Gestos e pensamentos em cópia infinita

– “Quis escrever-lhe umas linhas, mas havia esquecido meu lápis.”*

Ele-eu-tu-nós.
Na cópia infinita, os pronomes se equivalem. Pois, o singular é uma cópia.

– “Também conversamos sobre o desaparecimento da vida privada. Simplesmente não há tempo.”**

– “Gradualmente, havia se dado conta do que estava acontecendo realmente: a conversão do trabalho revolucionário em esforço técnico”.***




(*) BENJAMIN, Walter. Diário de Moscou. São Paulo: Schwartz, 1984 [1927]. P. 95.
(**) Ibid. P. 101.
(***) P. 98.

Cópia infinita

A cópia infinita (como o eterno retorno) é uma configuração mítica (quer dizer: um movimento que não tem história).

Em nossa configuração mítica presente, que é a da cópia infinita (na qual cada gesto singular é um reflexo instantaneamente reproduzido ao infinito), não existe o original (a partir do qual a cópia seria produzida).

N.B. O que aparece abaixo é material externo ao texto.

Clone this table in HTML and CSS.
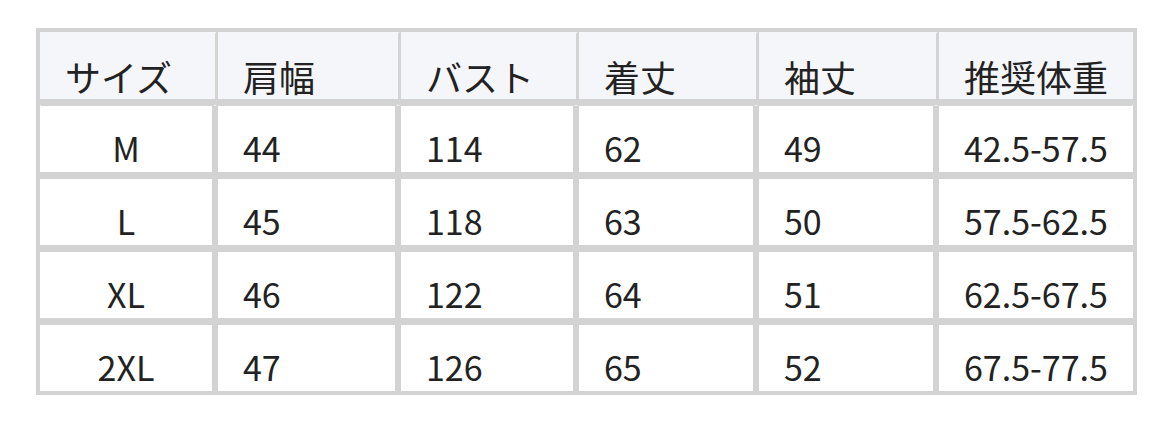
FILE: index.html
```html
<!DOCTYPE html>
<html lang="ja">
<head>
<meta charset="utf-8">
<title>サイズ表</title>
<link rel="stylesheet" href="styles.css">
</head>
<body>
<table class="size-table">
  <colgroup>
    <col class="c1"><col class="c2"><col class="c3"><col class="c4"><col class="c5"><col class="c6">
  </colgroup>
  <thead>
    <tr><th>サイズ</th><th>肩幅</th><th>バスト</th><th>着丈</th><th>袖丈</th><th>推奨体重</th></tr>
  </thead>
  <tbody>
    <tr><td>M</td><td>44</td><td>114</td><td>62</td><td>49</td><td>42.5-57.5</td></tr>
    <tr><td>L</td><td>45</td><td>118</td><td>63</td><td>50</td><td>57.5-62.5</td></tr>
    <tr><td>XL</td><td>46</td><td>122</td><td>64</td><td>51</td><td>62.5-67.5</td></tr>
    <tr><td>2XL</td><td>47</td><td>126</td><td>65</td><td>52</td><td>67.5-77.5</td></tr>
  </tbody>
</table>
</body>
</html>
```
FILE: styles.css
```css
html, body {
  margin: 0;
  padding: 0;
  background: #ffffff;
}
body {
  padding: 28px 0 0 36px;
  font-family: "Noto Sans CJK JP", "Noto Sans", sans-serif;
  color: #222222;
}
.size-table {
  border-collapse: separate;
  border-spacing: 0;
  border: 4px solid #d3d3d3;
  table-layout: fixed;
  width: 1101px;
  font-size: 34px;
  line-height: 40px;
}
.c1 { width: 175px; }
.c2 { width: 183px; }
.c3 { width: 178px; }
.c4 { width: 180px; }
.c5 { width: 180px; }
.c6 { width: 197px; }
.size-table th,
.size-table td {
  box-sizing: border-box;
  padding-left: 25px;
  padding-right: 0;
  text-align: left;
  font-weight: 400;
  white-space: nowrap;
  border: 0 solid #d3d3d3;
}
.size-table th {
  background: #f5f6fa;
  font-size: 36px;
  padding-top: 24px;
  padding-bottom: 3px;
  border-bottom-width: 7px;
  border-radius: 2px;
}
.size-table th + th {
  border-left-width: 3px;
}
.size-table td {
  background: #ffffff;
  padding-top: 22px;
  padding-bottom: 4px;
  border-bottom-width: 7px;
}
.size-table tbody tr:last-child td {
  border-bottom-width: 0;
}
.size-table td + td {
  border-left-width: 3px;
}
.size-table td:not(:last-child) {
  border-right-width: 3px;
}
.size-table td:first-child {
  text-align: center;
  padding-left: 0;
}
```
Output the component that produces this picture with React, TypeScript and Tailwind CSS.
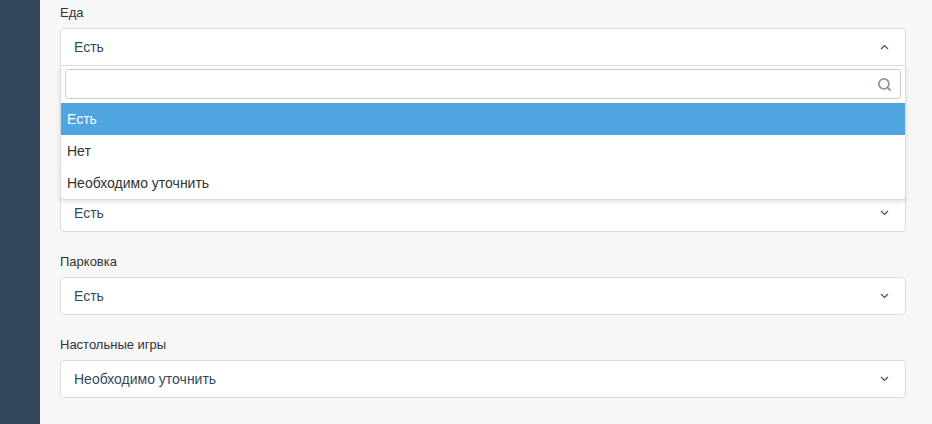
import { Search } from "lucide-react";

type Field = {
  label: string;
  value: string;
  open?: boolean;
};

const FIELDS: Field[] = [
  { label: "Еда", value: "Есть", open: true },
  { label: "Напитки", value: "Есть" },
  { label: "Wi-Fi", value: "Есть" },
  { label: "Парковка", value: "Есть" },
  { label: "Настольные игры", value: "Необходимо уточнить" },
];

const OPTIONS = ["Есть", "Нет", "Необходимо уточнить"];

function Chevron({ up = false }: { up?: boolean }) {
  return (
    <svg width="9" height="6" viewBox="0 0 9 6" className="text-[#3e5166]">
      <path
        d={up ? "M1 5 L4.5 1.5 L8 5" : "M1 1 L4.5 4.5 L8 1"}
        fill="none"
        stroke="currentColor"
        strokeWidth="1.2"
      />
    </svg>
  );
}

function SelectField({ label, value, open }: Field) {
  return (
    <div className="mb-[20px]">
      <div className="mb-[5px] text-[13px] leading-[20px] text-[#333]">{label}</div>
      <div className="relative">
        <div
          className={`flex h-[38px] items-center justify-between border border-[#dcdcdc] bg-white pl-[13px] pr-[16px] text-[14px] text-[#34495e] ${
            open ? "rounded-t-[4px]" : "rounded-[4px]"
          }`}
        >
          <span>{value}</span>
          <Chevron up={open} />
        </div>

        {open && (
          <div className="absolute left-0 right-0 top-[38px] z-10 rounded-b-[4px] border border-t-0 border-[#dcdcdc] bg-white shadow-[0_2px_4px_rgba(0,0,0,0.12)]">
            <div className="px-[4px] pt-[3px] pb-[4px]">
              <div className="flex h-[30px] items-center justify-end rounded-[3px] border border-[#ccc] pr-[8px]">
                <Search size={15} strokeWidth={2.8} className="text-[#8a979f]" />
              </div>
            </div>
            {OPTIONS.map((opt, i) => (
              <div
                key={opt}
                className={`flex h-[32px] items-center pl-[6px] text-[14px] ${
                  i === 0 ? "bg-[#4ea5e0] text-white" : "text-[#333]"
                }`}
              >
                {opt}
              </div>
            ))}
          </div>
        )}
      </div>
    </div>
  );
}

export default function App() {
  return (
    <div
      className="flex h-[424px] w-full overflow-hidden"
      style={{ fontFamily: '"Liberation Sans", Arial, sans-serif' }}
    >
      <aside className="w-[40px] shrink-0 bg-[#33475b]" />
      <main className="flex-1 bg-[#f7f7f7] pl-[20px] pr-[26px] pt-[3px]">
        {FIELDS.map((f) => (
          <SelectField key={f.label} {...f} />
        ))}
      </main>
    </div>
  );
}
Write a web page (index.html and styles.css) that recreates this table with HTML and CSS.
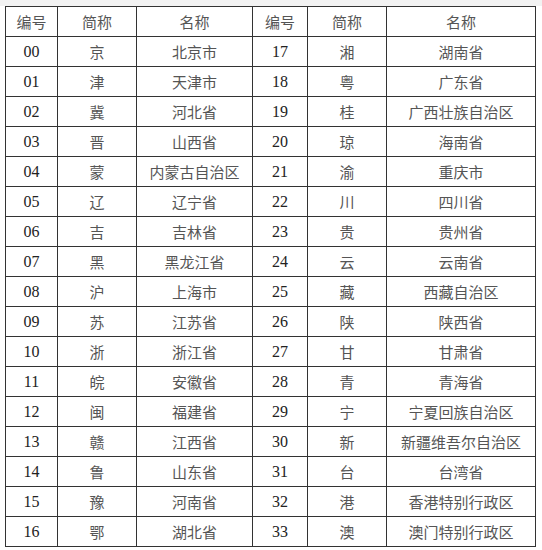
FILE: index.html
```
<!DOCTYPE html>
<html>
<head>
<meta charset="utf-8">
<link rel="stylesheet" href="styles.css">
</head>
<body>
<table class="codes">
<colgroup>
<col class="c1"><col class="c2"><col class="c3"><col class="c4"><col class="c5"><col class="c6">
</colgroup>
<thead>
<tr><th>编号</th><th>简称</th><th>名称</th><th>编号</th><th>简称</th><th>名称</th></tr>
</thead>
<tbody>
<tr><td class="num">00</td><td>京</td><td>北京市</td><td class="num">17</td><td>湘</td><td>湖南省</td></tr>
<tr><td class="num">01</td><td>津</td><td>天津市</td><td class="num">18</td><td>粤</td><td>广东省</td></tr>
<tr><td class="num">02</td><td>冀</td><td>河北省</td><td class="num">19</td><td>桂</td><td>广西壮族自治区</td></tr>
<tr><td class="num">03</td><td>晋</td><td>山西省</td><td class="num">20</td><td>琼</td><td>海南省</td></tr>
<tr><td class="num">04</td><td>蒙</td><td>内蒙古自治区</td><td class="num">21</td><td>渝</td><td>重庆市</td></tr>
<tr><td class="num">05</td><td>辽</td><td>辽宁省</td><td class="num">22</td><td>川</td><td>四川省</td></tr>
<tr><td class="num">06</td><td>吉</td><td>吉林省</td><td class="num">23</td><td>贵</td><td>贵州省</td></tr>
<tr><td class="num">07</td><td>黑</td><td>黑龙江省</td><td class="num">24</td><td>云</td><td>云南省</td></tr>
<tr><td class="num">08</td><td>沪</td><td>上海市</td><td class="num">25</td><td>藏</td><td>西藏自治区</td></tr>
<tr><td class="num">09</td><td>苏</td><td>江苏省</td><td class="num">26</td><td>陕</td><td>陕西省</td></tr>
<tr><td class="num">10</td><td>浙</td><td>浙江省</td><td class="num">27</td><td>甘</td><td>甘肃省</td></tr>
<tr><td class="num">11</td><td>皖</td><td>安徽省</td><td class="num">28</td><td>青</td><td>青海省</td></tr>
<tr><td class="num">12</td><td>闽</td><td>福建省</td><td class="num">29</td><td>宁</td><td>宁夏回族自治区</td></tr>
<tr><td class="num">13</td><td>赣</td><td>江西省</td><td class="num">30</td><td>新</td><td>新疆维吾尔自治区</td></tr>
<tr><td class="num">14</td><td>鲁</td><td>山东省</td><td class="num">31</td><td>台</td><td>台湾省</td></tr>
<tr><td class="num">15</td><td>豫</td><td>河南省</td><td class="num">32</td><td>港</td><td>香港特别行政区</td></tr>
<tr><td class="num">16</td><td>鄂</td><td>湖北省</td><td class="num">33</td><td>澳</td><td>澳门特别行政区</td></tr>
</tbody>
</table>
</body>
</html>
```
FILE: styles.css
```
html, body {
  margin: 0;
  padding: 0;
}
body {
  background: linear-gradient(#f2f2f2 0, #f2f2f2 6px, #ffffff 6px);
  padding: 6px 0 0 5px;
  width: 542px;
  height: 550px;
  box-sizing: border-box;
  overflow: hidden;
}
.codes {
  border-collapse: collapse;
  table-layout: fixed;
  width: 531px;
  background: #fff;
  font-family: "Liberation Serif", "Noto Sans CJK SC", serif;
  font-size: 15px;
  color: #3a3a3a;
}
.c1 { width: 52px; }
.c2 { width: 79px; }
.c3 { width: 116px; }
.c4 { width: 55px; }
.c5 { width: 79px; }
.c6 { width: 149px; }
.codes th,
.codes td {
  border: 1px solid #333;
  height: 29px;
  padding: 0;
  text-align: center;
  vertical-align: middle;
  font-weight: normal;
  white-space: nowrap;
  color: #555;
}
.codes td.num {
  font-size: 16px;
  color: #222;
}
```
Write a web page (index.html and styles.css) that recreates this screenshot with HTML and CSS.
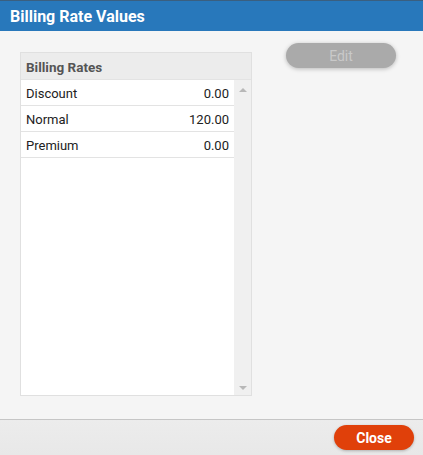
FILE: index.html
```html
<!DOCTYPE html>
<html>
<head>
<meta charset="utf-8">
<link rel="stylesheet" href="styles.css">
</head>
<body>
<div class="dialog">
  <div class="titlebar">Billing Rate Values</div>
  <div class="content">
    <div class="grid">
      <div class="grid-head">Billing Rates</div>
      <div class="grid-body">
        <div class="rows">
          <div class="row"><span>Discount</span><span>0.00</span></div>
          <div class="row"><span>Normal</span><span>120.00</span></div>
          <div class="row"><span>Premium</span><span>0.00</span></div>
        </div>
        <div class="scrollbar">
          <span class="arrow up"></span>
          <span class="arrow down"></span>
        </div>
      </div>
    </div>
    <div class="actions">
      <button class="btn-edit" disabled>Edit</button>
    </div>
  </div>
  <div class="footer">
    <button class="btn-close">Close</button>
  </div>
</div>
</body>
</html>
```
FILE: styles.css
```css
* { box-sizing: border-box; }
html, body { margin: 0; padding: 0; }
body {
  width: 423px;
  height: 455px;
  background: #f5f5f5;
  font-family: Roboto, "Liberation Sans", sans-serif;
  overflow: hidden;
}
.dialog {
  display: flex;
  flex-direction: column;
  height: 455px;
}
.titlebar {
  height: 31px;
  background: #2878bb;
  border-top: 1px solid #3a5f80;
  color: #fff;
  font-weight: 700;
  font-size: 16px;
  padding: 6px 0 0 10px;
}
.content {
  flex: 1;
  display: flex;
  padding: 21px 0 0 20px;
}
.grid {
  width: 232px;
  height: 344px;
  border: 1px solid #e0e0e0;
  display: flex;
  flex-direction: column;
  background: #fff;
}
.grid-head {
  height: 27px;
  background: #ececec;
  border-bottom: 1px solid #e3e3e3;
  color: #555;
  font-weight: 700;
  font-size: 13.5px;
  padding: 6px 0 0 5px;
}
.grid-body {
  flex: 1;
  display: flex;
}
.rows {
  flex: 1;
}
.row {
  height: 26px;
  border-bottom: 1px solid #e3e3e3;
  display: flex;
  justify-content: space-between;
  align-items: center;
  padding: 1px 5px 0 5px;
  font-size: 13px;
  color: #222;
}
.scrollbar {
  width: 17px;
  background: #f0f0f0;
  display: flex;
  flex-direction: column;
  justify-content: space-between;
  align-items: center;
  padding: 8px 0 5px 0;
}
.arrow {
  width: 0;
  height: 0;
  border-left: 4px solid transparent;
  border-right: 4px solid transparent;
}
.arrow.up { border-bottom: 4px solid #b8b8b8; }
.arrow.down { border-top: 4px solid #b8b8b8; }
.actions {
  padding: 0 0 0 34px;
  margin-top: -9px;
}
.btn-edit {
  width: 110px;
  height: 25px;
  border: none;
  border-radius: 13px;
  background: #aaaaaa;
  color: #c9c9c9;
  font-family: Roboto, "Liberation Sans", sans-serif;
  font-size: 14px;
  box-shadow: 0 1px 4px rgba(0,0,0,0.25);
}
.footer {
  height: 36px;
  border-top: 1px solid #c6c6c6;
  background: linear-gradient(#ececec, #e8e8e8);
  display: flex;
  justify-content: flex-end;
  align-items: flex-start;
  padding: 5px 9px 0 0;
}
.btn-close {
  width: 80px;
  height: 25px;
  border: none;
  border-radius: 13px;
  background: #e0400a;
  color: #fff;
  font-family: Roboto, "Liberation Sans", sans-serif;
  font-weight: 700;
  font-size: 14px;
  box-shadow: 0 1px 3px rgba(0,0,0,0.25);
}
```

Tudo é cópia – sem original.


Eterno retorno / cópia infinita

Diariamente, nos seus primeiros gestos matinais tensionados por objetos externos, milhões de donos de gatos e cachorros domésticos versam toneladas de ração em grãos dentro de pequenos potes próprios para isso.

Respira-se. Apertam-se botões. Pisam sobre aceleradores.

Perder-se

...na cidade, versus perder-se da cidade.

Há algo na natureza que regula o ritmo do coração.

Meu sentimento de ansiedade (este desejo sem objeto, portanto, indeterminado, de terminar com o afeto de insegurança) se dilui na paisagem, como se fosse num corpo maior, sobre o qual não logra exercer tantos efeitos.

Ilusão III

O concreto não é isso que sobra quando a ilusão se desfaz. A própria ilusão tem sua concretude:
Asja tem razão quando diz que o povo quer ver sempre, até mesmo nas propagandas, a representação de algo concreto.*

(*) BENJAMIN, Walter. Diário de Moscou. São Paulo: Schwartz, 1984 [1927]. P. 29.

Ilusão II

Viver na sedução (seduzir e ser seduzido). Quando a ilusão se desfaz, percebe-se como a realidade é sem graça.

Messianismo

Passo dias enormes e enfileirados à espera de uma boa notícia, como um náufrago, à espreita da emergência de um cargueiro no horizonte.